Quarterly report pursuant to Section 13 or 15(d)

Equity-Based Compensation

v3.22.1
Equity-Based Compensation
9 Months Ended
Sep. 30, 2021
Share-based Payment Arrangement [Abstract]  
Equity-Based Compensation Equity-Based Compensation
Class P Unit Incentive Plan
Holdings, the Company’s former parent adopted a written compensatory benefit plan (the “Class P Unit Incentive Plan”) to provide incentives to existing or new employees, officers, managers, directors, or other service providers of the Company or its subsidiaries in the form of the Holdings’ Class P Units (“Incentive Units”). Incentive Units have a participation threshold of $1.00 and are divided into three tranches (“Tranche I,” “Tranche II,” and “Tranche III”): Tranche I, Tranche II, and Tranche III Incentive Units were subject to performance-based, service-based, and market-based conditions.
On March 24, 2021 (“modification date”), Holdings, the Company’s former parent amended the Class P Unit Incentive Plan so that the Tranche I and the Tranche III Incentive Units became fully vested, upon the closing of the Merger. Holdings also amended the Class P Unit Incentive Plan so that the Tranche II Incentive Units would vest on any liquidation event, as defined in the Class P Unit Incentive Plan, rather than only upon consummation of the sale of Holdings, subject to the market-based condition stipulated in the Class P Unit Incentive Plan prior to its amendment.

As a result of the Merger, Tranches I and III Incentive Units vested on September 2, 2021 (“vesting date”) and the performance vesting condition was met for the Tranche II Incentive Units. The fair value determined at the date of the amendment of the Class P Unit Incentive Plan was immediately recognized as compensation expense on the vesting date for Tranches I and III. Compensation expense for the Tranche II Incentive Units is being recognized over the derived service period of twelve months from the modification date, which resulted in approximately fifty percent of the compensation expense for Tranche II being recognized during the three and nine months ended September 30, 2021. The remaining compensation expense for the Tranche II Incentive Units will be recognized over the remaining service period of approximately six months.
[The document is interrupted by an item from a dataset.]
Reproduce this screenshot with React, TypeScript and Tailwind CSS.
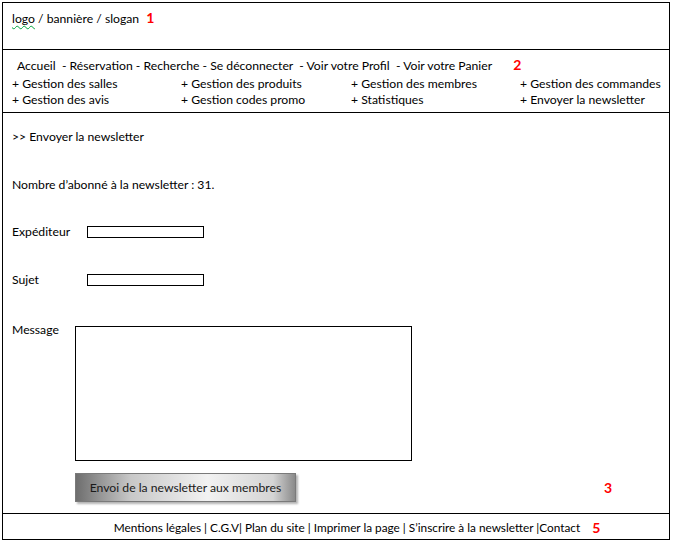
export default function App() {
  const menus = [
    ["+ Gestion des salles", "+ Gestion des produits", "+ Gestion des membres", "+ Gestion des commandes"],
    ["+ Gestion des avis", "+ Gestion codes promo", "+ Statistiques", "+ Envoyer la newsletter"],
  ];

  return (
    <div className="w-[673px] h-[543px] bg-white pt-[2px] pl-[2px] font-['Lato',sans-serif] text-[12.2px] text-black leading-none">
      <div className="w-[668px] h-[538px] border border-black flex flex-col">
        {/* 1 header */}
        <div className="h-[47px] border-b border-black pl-[9px] pt-[8px]">
          <span className="underline decoration-wavy decoration-green-600 decoration-1 underline-offset-2">logo</span>
          <span> / bannière / slogan</span>
          <span className="ml-[7px] text-[#ff0000] font-bold text-[14px]">1</span>
        </div>

        {/* 2 nav */}
        <div className="h-[63px] border-b border-black pl-[9px] pt-[8px]">
          <div className="pl-[5px] h-[20px] whitespace-pre">
            Accueil  - Réservation - Recherche - Se déconnecter  - Voir votre Profil  - Voir votre Panier
            <span className="ml-[21px] text-[#ff0000] font-bold text-[14px]">2</span>
          </div>
          {menus.map((row, i) => (
            <div key={i} className="grid grid-cols-[169px_170px_169px_1fr] h-[16px]">
              {row.map((m) => (
                <span key={m} className="whitespace-nowrap">{m}</span>
              ))}
            </div>
          ))}
        </div>

        {/* main */}
        <div className="flex-1 pl-[9px] pt-[18px]">
          <div>&gt;&gt; Envoyer la newsletter</div>
          <div className="mt-[36px]">Nombre d’abonné à la newsletter : 31.</div>

          <div className="mt-[35px] flex items-center h-[12px]">
            <span className="w-[75px]">Expéditeur</span>
            <div className="w-[117px] h-[12px] border border-black" />
          </div>
          <div className="mt-[36px] flex items-center h-[12px]">
            <span className="w-[75px]">Sujet</span>
            <div className="w-[117px] h-[12px] border border-black" />
          </div>

          <div className="mt-[40px] flex items-start">
            <span className="w-[63px] -mt-[2px]">Message</span>
            <div className="w-[337px] h-[135px] border border-black" />
          </div>

          <div className="mt-[12px] flex items-center">
            <div className="ml-[63px] w-[221px] h-[29px] flex items-center justify-center border border-[#7a7a7a] bg-[linear-gradient(90deg,#6e6e6e_0%,#c8c8c8_25%,#f2f2f2_60%,#d4d4d4_90%,#8a8a8a_100%)] shadow-[2px_2px_2px_rgba(0,0,0,0.3)] text-[#1a1a1a]">
              Envoi de la newsletter aux membres
            </div>
            <span className="ml-[308px] text-[#ff0000] font-bold text-[14px]">3</span>
          </div>
        </div>

        {/* 5 footer */}
        <div className="h-[26px] border-t border-black flex items-center justify-center pl-[42px] pt-[3px]">
          <span className="whitespace-pre text-[11.8px]">Mentions légales | C.G.V| Plan du site | Imprimer la page | S’inscrire à la newsletter |Contact</span>
          <span className="ml-[12px] text-[#ff0000] font-bold text-[14px]">5</span>
        </div>
      </div>
    </div>
  );
}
The total fair value recognized by the Company for Tranches I, II and III Incentive Units was $22,543 thousand. The Company recorded $21,089 thousand of this compensation expense in selling, general and administrative expense and $1,454 thousand in cost of sales during both the three and nine months ended September 30, 2021.

As of September 30, 2021, there was approximately $4,704 thousand of unrecognized compensation costs related to Tranche II Incentive Units.
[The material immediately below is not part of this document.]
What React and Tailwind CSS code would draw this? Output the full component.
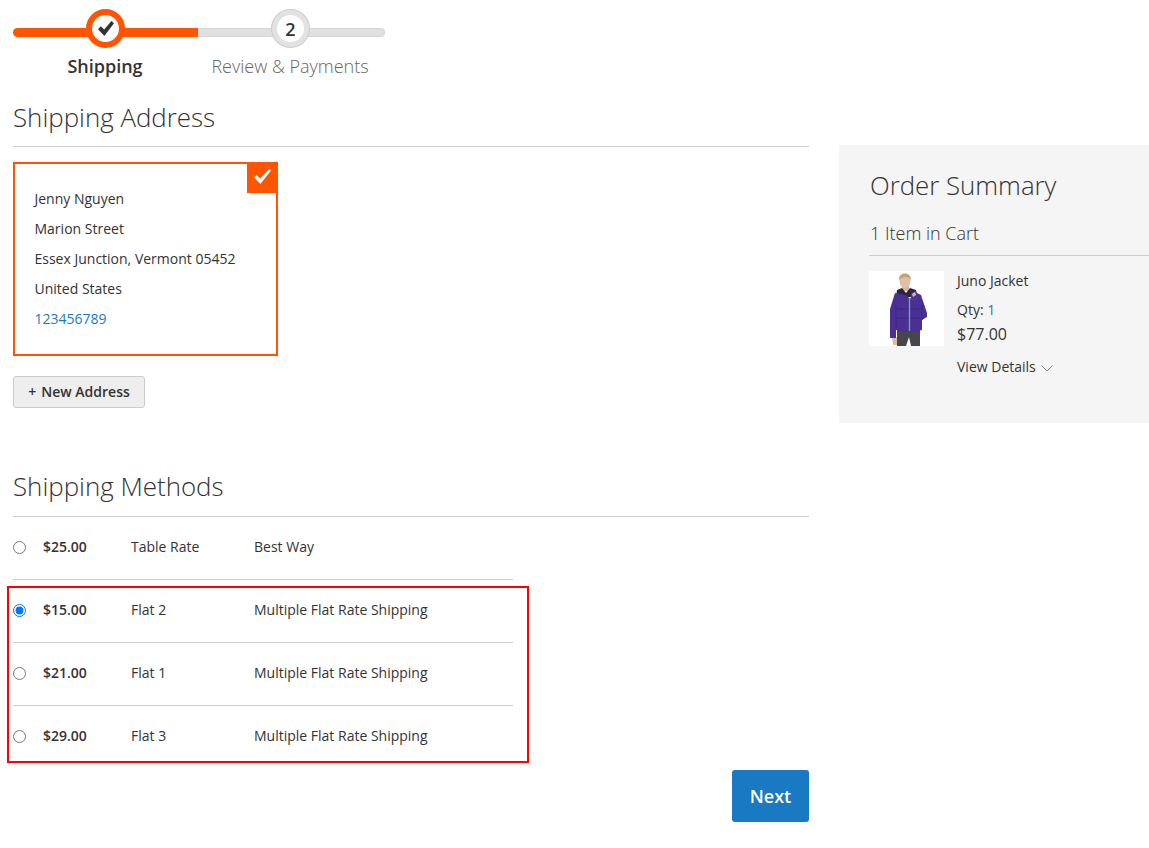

2021 Omnibus Incentive Plan
On September 2, 2021, the Company adopted the Redwire Corporation 2021 Omnibus Incentive Plan (the “Plan”). The purpose of the Plan is to promote the long-term success of the Company and the creation of stockholder value by providing eligible employees, prospective employees, consultants, and non-employee directors of the Company (the “Grantees”) the opportunity to receive equity- and cash-based incentive awards.

Stock Options
On September 2, 2021, pursuant to the Redwire Corporation 2021 Omnibus Incentive Plan (the “Plan”), the Company’s board of directors granted certain Grantees, options to purchase shares of the Company’s common stock with an exercise price of $10.03 and contractual term of 10 years. The options vest over a three year term as follows: 33.3% on the first anniversary of the grant date, 33.3% on the second anniversary of the grant date, and 33.4% on the third anniversary of the grant date. Vesting is contingent upon continued employment or service to the Company; both the vested and unvested portion of a Grantee’s option will be immediately forfeited and cancelled if the Grantee ceases employment or service to the Company.
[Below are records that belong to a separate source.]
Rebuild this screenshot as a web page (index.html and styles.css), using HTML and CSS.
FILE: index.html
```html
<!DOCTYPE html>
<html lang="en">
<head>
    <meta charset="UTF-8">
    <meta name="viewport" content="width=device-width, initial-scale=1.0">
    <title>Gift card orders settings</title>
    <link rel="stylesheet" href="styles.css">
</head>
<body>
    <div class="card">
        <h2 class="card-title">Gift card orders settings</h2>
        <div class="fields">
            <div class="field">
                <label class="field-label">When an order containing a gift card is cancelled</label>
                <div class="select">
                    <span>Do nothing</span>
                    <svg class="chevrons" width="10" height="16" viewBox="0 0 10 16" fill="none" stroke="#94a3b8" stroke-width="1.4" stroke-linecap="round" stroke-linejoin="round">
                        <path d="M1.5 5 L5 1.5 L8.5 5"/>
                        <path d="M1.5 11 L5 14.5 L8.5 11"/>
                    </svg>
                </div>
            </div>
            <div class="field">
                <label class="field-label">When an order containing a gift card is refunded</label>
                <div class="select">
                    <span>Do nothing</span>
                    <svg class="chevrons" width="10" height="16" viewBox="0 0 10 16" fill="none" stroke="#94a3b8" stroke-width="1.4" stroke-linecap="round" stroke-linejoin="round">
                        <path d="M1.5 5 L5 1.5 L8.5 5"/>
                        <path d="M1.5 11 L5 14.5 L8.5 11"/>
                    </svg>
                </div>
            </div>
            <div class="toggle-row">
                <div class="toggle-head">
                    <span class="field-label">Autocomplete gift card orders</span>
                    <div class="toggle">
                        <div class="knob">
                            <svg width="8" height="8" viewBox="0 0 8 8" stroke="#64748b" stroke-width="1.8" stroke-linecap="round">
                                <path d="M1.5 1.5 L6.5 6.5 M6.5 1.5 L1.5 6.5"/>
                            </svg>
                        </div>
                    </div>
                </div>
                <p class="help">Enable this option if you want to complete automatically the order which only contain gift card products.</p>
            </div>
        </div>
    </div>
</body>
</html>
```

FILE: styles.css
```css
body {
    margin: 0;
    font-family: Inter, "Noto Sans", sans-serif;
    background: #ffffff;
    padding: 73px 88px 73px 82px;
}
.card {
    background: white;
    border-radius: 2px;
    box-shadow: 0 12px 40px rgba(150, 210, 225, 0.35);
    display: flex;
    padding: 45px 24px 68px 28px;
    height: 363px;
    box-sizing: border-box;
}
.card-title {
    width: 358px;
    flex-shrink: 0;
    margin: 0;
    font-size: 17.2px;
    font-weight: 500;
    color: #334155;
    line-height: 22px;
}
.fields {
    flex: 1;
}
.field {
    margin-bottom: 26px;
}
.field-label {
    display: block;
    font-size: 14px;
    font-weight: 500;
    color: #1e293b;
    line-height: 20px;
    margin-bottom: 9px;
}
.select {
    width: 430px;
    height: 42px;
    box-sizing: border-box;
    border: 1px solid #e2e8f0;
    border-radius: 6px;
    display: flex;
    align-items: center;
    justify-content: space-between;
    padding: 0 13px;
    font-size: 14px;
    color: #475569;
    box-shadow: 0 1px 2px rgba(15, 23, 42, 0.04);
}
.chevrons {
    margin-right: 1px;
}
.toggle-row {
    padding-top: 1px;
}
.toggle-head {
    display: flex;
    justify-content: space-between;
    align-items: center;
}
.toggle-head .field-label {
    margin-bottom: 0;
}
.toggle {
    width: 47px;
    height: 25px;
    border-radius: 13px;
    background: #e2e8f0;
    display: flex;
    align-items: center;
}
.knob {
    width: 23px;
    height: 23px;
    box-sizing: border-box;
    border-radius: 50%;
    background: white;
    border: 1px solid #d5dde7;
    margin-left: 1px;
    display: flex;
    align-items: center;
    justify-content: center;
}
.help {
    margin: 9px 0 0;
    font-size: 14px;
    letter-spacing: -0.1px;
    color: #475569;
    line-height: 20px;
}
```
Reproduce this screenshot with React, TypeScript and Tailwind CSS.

As of September 30, 2021, the Company granted 1,548,850 options valued at $3.32 each. The fair value of the options were estimated on the date of grant under the Black-Scholes OPM using the following assumptions:
Expected option term (years) 6
Expected volatility 32.80  %
Risk-free rate of return 0.93  %
Expected annual dividend yield —  %
The Company recognizes equity-based compensation expense for the options equal to the fair value of the awards on a straight-line basis over the service based vesting period. The Company recorded $167 thousand of equity-based compensation expense for the options in selling, general and administrative expense in the condensed consolidated statements of operations and comprehensive income (loss) during both the three and nine months ended September 30, 2021.

Restricted Stock Units
On September 2, 2021 (“the grant date”), the Company’s board of directors authorized and approved the grant of restricted stock units (“RSUs”) under the Plan to certain Grantees. RSUs either follow the same vesting terms and conditions as the options set forth above or vest over one year. As of September 30, 2021, the Company granted 823,700 RSUs valued at $10.50 per share based on the closing stock price on the grant date. The Company recognizes equity-based compensation expense for the RSUs equal to the fair value of the awards on a straight-line basis over the service based vesting period. The Company
recorded $209 thousand of equity-based compensation expense for the RSUs in selling, general and administrative expense in the condensed consolidated statements of operations and comprehensive income (loss) during both the three and nine months ended September 30, 2021.